RECORDED INFORMATION =
+--

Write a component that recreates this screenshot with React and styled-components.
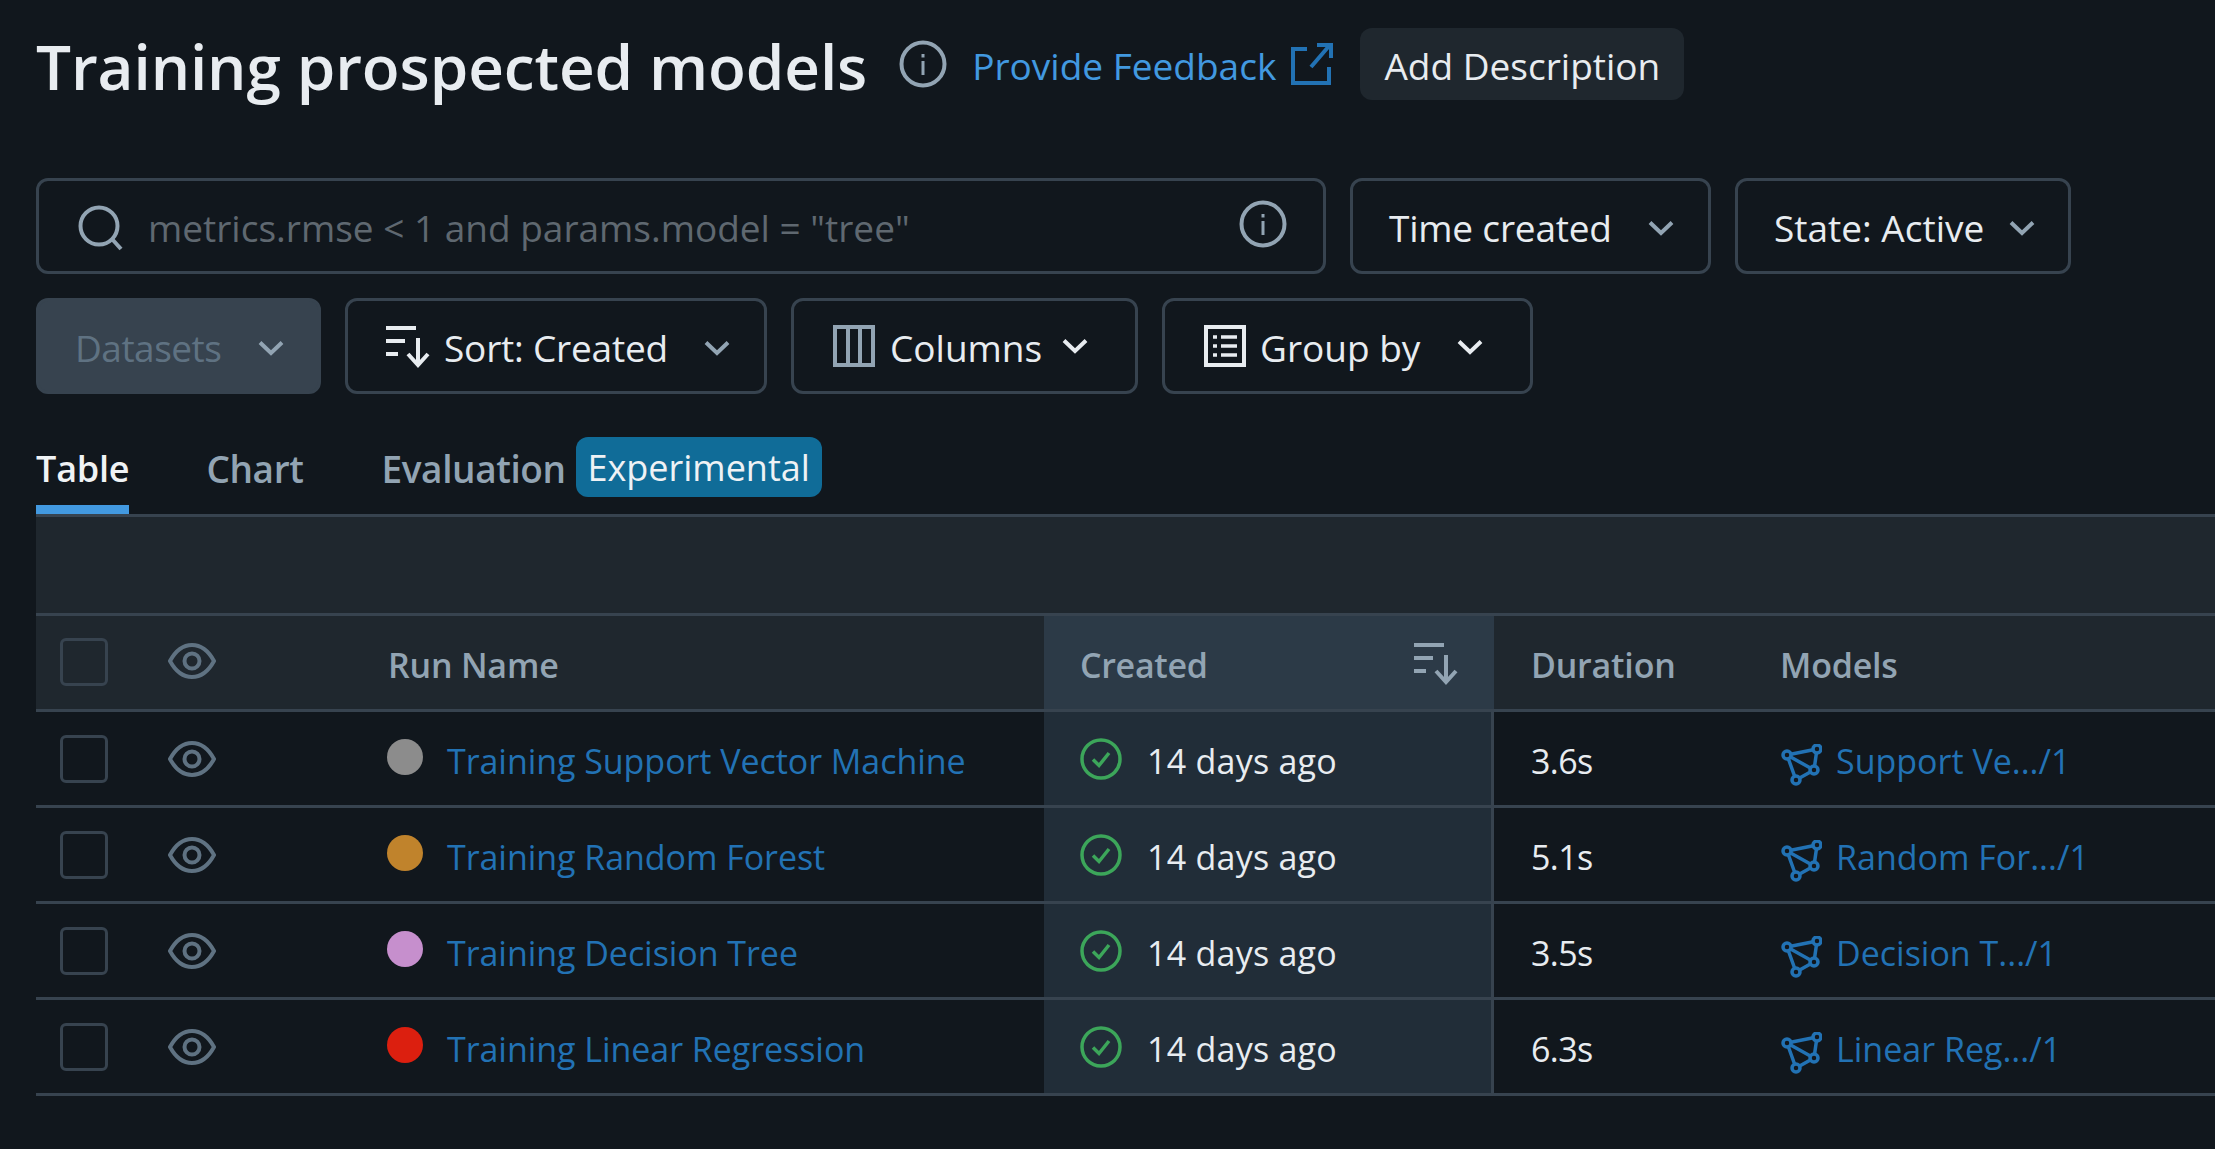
import React from "react";
import styled, { createGlobalStyle } from "styled-components";

const Global = createGlobalStyle`
  html, body { margin: 0; padding: 0; background: #11171d; }
  body { font-family: "Open Sans", "Noto Sans", sans-serif; overflow: hidden; }
  #root { min-height: 1149px; }
`;

const Page = styled.div`
  width: 2215px;
  height: 1149px;
  padding: 28px 0 0 36px;
  box-sizing: border-box;
  overflow: hidden;
  background: #11171d;
  font-size: 37px;
  color: #e8ecf0;
`;
const Header = styled.header`
  display: flex;
  align-items: center;
  height: 72px;
`;
const Title = styled.h1`
  margin: 0 32px 0 0;
  padding-top: 4px;
  font-size: 62px;
  font-weight: 600;
  letter-spacing: -0.1px;
  color: #e8ecf0;
  white-space: nowrap;
`;
const Feedback = styled.a`
  display: flex;
  align-items: center;
  gap: 15px;
  margin-left: 25px;
  color: #4299e0;
`;
const FeedbackText = styled.span`
  padding-top: 2px;
`;
const AddDescription = styled.button`
  margin-left: 27px;
  height: 72px;
  width: 324px;
  padding: 2px 0 0;
  border: 0;
  border-radius: 12px;
  background: #1f272e;
  color: #e8ecf0;
  font: inherit;
`;
const Toolbar = styled.div`
  display: flex;
  gap: 24px;
  margin-top: ${(p) => p.$top}px;
`;
const Search = styled.div`
  display: flex;
  align-items: center;
  width: 1290px;
  height: 96px;
  box-sizing: border-box;
  border: 3px solid #37434f;
  border-radius: 12px;
  padding: 0 36px 0 39px;
  gap: 24px;
`;
const Placeholder = styled.span`
  flex: 1;
  padding-top: 2px;
  color: #5f6870;
  white-space: nowrap;
`;
const Control = styled.button`
  display: flex;
  align-items: center;
  width: ${(p) => p.$w}px;
  height: 96px;
  box-sizing: border-box;
  padding: 0 0 0 ${(p) => p.$pad}px;
  border: 3px solid #37434f;
  border-radius: 12px;
  background: ${(p) => (p.$disabled ? "#37434f" : "transparent")};
  color: ${(p) => (p.$disabled ? "#5f7282" : "#e8ecf0")};
  font: inherit;
`;
const Label = styled.span`
  margin-left: ${(p) => p.$l || 0}px;
  padding-top: 2px;
  width: ${(p) => p.$w}px;
  letter-spacing: ${(p) => p.$ls || 0}px;
  text-align: left;
  white-space: nowrap;
`;
const Tabs = styled.nav`
  display: flex;
  align-items: center;
  height: 120px;
`;
const Tab = styled.div`
  position: relative;
  display: flex;
  align-items: center;
  height: 120px;
  padding-top: 28px;
  box-sizing: border-box;
  margin-right: ${(p) => p.$mr}px;
  color: ${(p) => (p.$active ? "#f0f3f5" : "#92a4b3")};
  font-size: ${(p) => (p.$active ? 36 : 37)}px;
  font-weight: 600;
  letter-spacing: ${(p) => (p.$active ? -0.2 : -0.4)}px;
  white-space: nowrap;
  &::after {
    content: "";
    display: ${(p) => (p.$active ? "block" : "none")};
    position: absolute;
    left: 0;
    right: 0;
    bottom: 0;
    height: 9px;
    background: #4299e0;
  }
`;
const Badge = styled.span`
  display: flex;
  align-items: center;
  justify-content: center;
  width: 246px;
  height: 60px;
  margin-top: 26px;
  border-radius: 12px;
  background: #106c98;
  color: #eef2f5;
  font-size: 36px;
  font-weight: 500;
`;
const Table = styled.section`
  border-top: 3px solid #37434f;
`;
const Band = styled.div`
  height: 99px;
  background: #1f272e;
  border-bottom: 3px solid #37434f;
  box-sizing: border-box;
`;
const Row = styled.div`
  display: grid;
  grid-template-columns: 108px 244px 656px 450px 286px 1fr;
  height: 96px;
  box-sizing: border-box;
  border-bottom: 3px solid #37434f;
  background: ${(p) => (p.$head ? "#1f272e" : "transparent")};
  color: ${(p) => (p.$head ? "#92a4b3" : "#e8ecf0")};
  font-size: 34px;
  font-weight: ${(p) => (p.$head ? 600 : 400)};
  letter-spacing: ${(p) => (p.$head ? -0.2 : 0)}px;
`;
const Cell = styled.div`
  display: flex;
  align-items: center;
  min-width: 0;
  padding-left: ${(p) => p.$pad || 0}px;
  padding-top: ${(p) => p.$pt || 0}px;
  padding-bottom: ${(p) => p.$pb || 0}px;
  letter-spacing: ${(p) => (p.$ls === undefined ? "inherit" : `${p.$ls}px`)};
  white-space: nowrap;
`;
const CreatedCell = styled(Cell)`
  padding-left: 36px;
  padding-right: 36px;
  padding-top: 4px;
  gap: 25px;
  letter-spacing: ${(p) => (p.$head ? -0.3 : 0.25)}px;
  justify-content: ${(p) => (p.$head ? "space-between" : "flex-start")};
  background: ${(p) => (p.$head ? "#2c3a47" : "#212d38")};
  box-shadow: ${(p) => (p.$head ? "none" : "inset -3px 0 0 #37434f")};
`;
const Checkbox = styled.span`
  display: block;
  width: 48px;
  height: 48px;
  box-sizing: border-box;
  border: 3px solid #37434f;
  border-radius: 6px;
`;
const Dot = styled.span`
  width: 36px;
  height: 36px;
  border-radius: 50%;
  margin: -7px 24px 0 -1px;
  background: ${(p) => p.$c};
  flex: none;
`;
const RunLink = styled.a`
  color: #2272b4;
  letter-spacing: -0.05px;
`;
const ModelLink = styled.a`
  display: flex;
  align-items: center;
  gap: 14px;
  color: #2272b4;
`;

const Info = ({ s = 48, c = "#92a4b3", top = 0 }) => (
  <svg width={s} height={s} viewBox="0 0 48 48" fill="none" style={{ flex: "none", marginTop: top }}>
    <circle cx="24" cy="24" r="21.5" stroke={c} strokeWidth="4" />
    <rect x="22.5" y="21" width="3" height="14" fill={c} />
    <rect x="22.5" y="14" width="3" height="3.5" fill={c} />
  </svg>
);
const SearchIcon = () => (
  <svg width="46" height="46" viewBox="0 0 46 46" fill="none" style={{ flex: "none", marginTop: 3 }}>
    <circle cx="21" cy="21" r="18.5" stroke="#92a4b3" strokeWidth="4" />
    <path d="M34 34 L43 44" stroke="#92a4b3" strokeWidth="4" />
  </svg>
);
const External = () => (
  <svg width="42" height="42" viewBox="0 0 42 42" fill="none" style={{ flex: "none" }}>
    <path d="M16 6 H2 V40 H38 V24" stroke="#2272b4" strokeWidth="4" />
    <path d="M20 24 L38 3 M26 2 H40 V15" stroke="#2272b4" strokeWidth="4" />
  </svg>
);
const Chevron = ({ c = "#92a4b3", top = 3 }) => (
  <svg width="26" height="16" viewBox="0 0 26 16" fill="none" style={{ marginTop: top, flex: "none" }}>
    <path d="M2 2.5 L13 13 L24 2.5" stroke={c} strokeWidth="4" />
  </svg>
);
const SortIcon = ({ c = "#e8ecf0", s = 44, top = 0 }) => (
  <svg width={s} height={s} viewBox="0 0 44 44" fill="none" style={{ flex: "none", marginTop: top }}>
    <path d="M0 4 H30 M0 17 H19 M0 30 H12" stroke={c} strokeWidth="4" />
    <path d="M32 14 V41 M22 30 L32 41 L42 30" stroke={c} strokeWidth="4" />
  </svg>
);
const ColumnsIcon = () => (
  <svg width="42" height="42" viewBox="0 0 42 42" fill="none" style={{ flex: "none" }}>
    <path d="M2 2 H40 V40 H2 Z M15 2 V40 M27 2 V40" stroke="#92a4b3" strokeWidth="4" />
  </svg>
);
const GroupIcon = () => (
  <svg width="42" height="42" viewBox="0 0 42 42" fill="none" style={{ flex: "none" }}>
    <rect x="2" y="2" width="38" height="38" stroke="#e8ecf0" strokeWidth="4" />
    <path d="M9 12 H13 M17 12 H33 M9 21 H13 M17 21 H33 M9 30 H13 M17 30 H33" stroke="#e8ecf0" strokeWidth="3.5" />
  </svg>
);
const Eye = () => (
  <svg width="48" height="36" viewBox="0 0 48 36" fill="none" style={{ flex: "none" }}>
    <path d="M2 18 C8 7 15 2 24 2 C33 2 40 7 46 18 C40 29 33 34 24 34 C15 34 8 29 2 18 Z" stroke="#5f7282" strokeWidth="4" />
    <circle cx="24" cy="18" r="7.5" stroke="#5f7282" strokeWidth="4" />
  </svg>
);
const Check = () => (
  <svg width="42" height="42" viewBox="0 0 42 42" fill="none" style={{ flex: "none", marginTop: -3 }}>
    <circle cx="21" cy="21" r="19" stroke="#3ca65a" strokeWidth="3.5" />
    <path d="M13 21.5 L19 27.5 L29 15" stroke="#3ca65a" strokeWidth="3.5" />
  </svg>
);
const ModelIcon = () => (
  <svg width="42" height="42" viewBox="0 0 42 42" fill="none" style={{ flex: "none", marginTop: 8 }}>
    <path d="M7 11 L37 5 L34 26 L16 36 L7 11 L34 26" stroke="#2272b4" strokeWidth="3.5" strokeLinejoin="round" />
    <g fill="#11171d" stroke="#2272b4" strokeWidth="3.5">
      <circle cx="7" cy="11" r="4" />
      <circle cx="37" cy="5" r="4" />
      <circle cx="34" cy="26" r="4" />
      <circle cx="16" cy="36" r="4" />
    </g>
  </svg>
);

const runs = [
  { name: "Training Support Vector Machine", color: "#8c8c8c", dur: "3.6s", model: "Support Ve.../1" },
  { name: "Training Random Forest", color: "#c0832c", dur: "5.1s", model: "Random For.../1" },
  { name: "Training Decision Tree", color: "#c68fcd", dur: "3.5s", model: "Decision T.../1" },
  { name: "Training Linear Regression", color: "#dc1f0f", dur: "6.3s", model: "Linear Reg.../1" },
];

export default function App() {
  return (
    <Page>
      <Global />
      <Header>
        <Title>Training prospected models</Title>
        <Info />
        <Feedback>
          <FeedbackText>Provide Feedback</FeedbackText>
          <External />
        </Feedback>
        <AddDescription>Add Description</AddDescription>
      </Header>
      <Toolbar $top={78}>
        <Search>
          <SearchIcon />
          <Placeholder>metrics.rmse &lt; 1 and params.model = "tree"</Placeholder>
          <Info top={-4} />
        </Search>
        <Control $w={361} $pad={36}>
          <Label $w={259} $ls={-0.2}>Time created</Label>
          <Chevron />
        </Control>
        <Control $w={336} $pad={36}>
          <Label $w={235}>State: Active</Label>
          <Chevron />
        </Control>
      </Toolbar>
      <Toolbar $top={24}>
        <Control $w={285} $pad={36} $disabled>
          <Label $w={183} $ls={-0.5}>Datasets</Label>
          <Chevron />
        </Control>
        <Control $w={422} $pad={38}>
          <SortIcon />
          <Label $l={14} $w={260} $ls={-0.2}>Sort: Created</Label>
          <Chevron />
        </Control>
        <Control $w={347} $pad={39}>
          <ColumnsIcon />
          <Label $l={15} $w={172}>Columns</Label>
          <Chevron c="#e8ecf0" top={0} />
        </Control>
        <Control $w={371} $pad={39}>
          <GroupIcon />
          <Label $l={14} $w={197}>Group by</Label>
          <Chevron c="#e8ecf0" top={2} />
        </Control>
      </Toolbar>
      <Tabs>
        <Tab $active $mr={77}>Table</Tab>
        <Tab $mr={78}>Chart</Tab>
        <Tab $mr={10}>Evaluation</Tab>
        <Badge>Experimental</Badge>
      </Tabs>
      <Table>
        <Band />
        <Row $head>
          <Cell $pad={24} $pb={2}><Checkbox /></Cell>
          <Cell $pad={24} $pb={3}><Eye /></Cell>
          <Cell $pt={4}>Run Name</Cell>
          <CreatedCell $head>
            Created
            <SortIcon c="#92a4b3" top={-4} />
          </CreatedCell>
          <Cell $pad={37} $pt={4}>Duration</Cell>
          <Cell $pt={4}>Models</Cell>
        </Row>
        {runs.map((r) => (
          <Row key={r.name}>
            <Cell $pad={24}><Checkbox /></Cell>
            <Cell $pad={24}><Eye /></Cell>
            <Cell $pt={4}>
              <Dot $c={r.color} />
              <RunLink>{r.name}</RunLink>
            </Cell>
            <CreatedCell>
              <Check />
              14 days ago
            </CreatedCell>
            <Cell $pad={37} $pt={4} $ls={-0.6}>{r.dur}</Cell>
            <Cell $pt={4}>
              <ModelLink>
                <ModelIcon />
                {r.model}
              </ModelLink>
            </Cell>
          </Row>
        ))}
      </Table>
    </Page>
  );
}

+--

Go through the material and select each line with the string "components" in it.

Write a component that recreates this screenshot with React and styled-components.
import styled, { createGlobalStyle } from "styled-components";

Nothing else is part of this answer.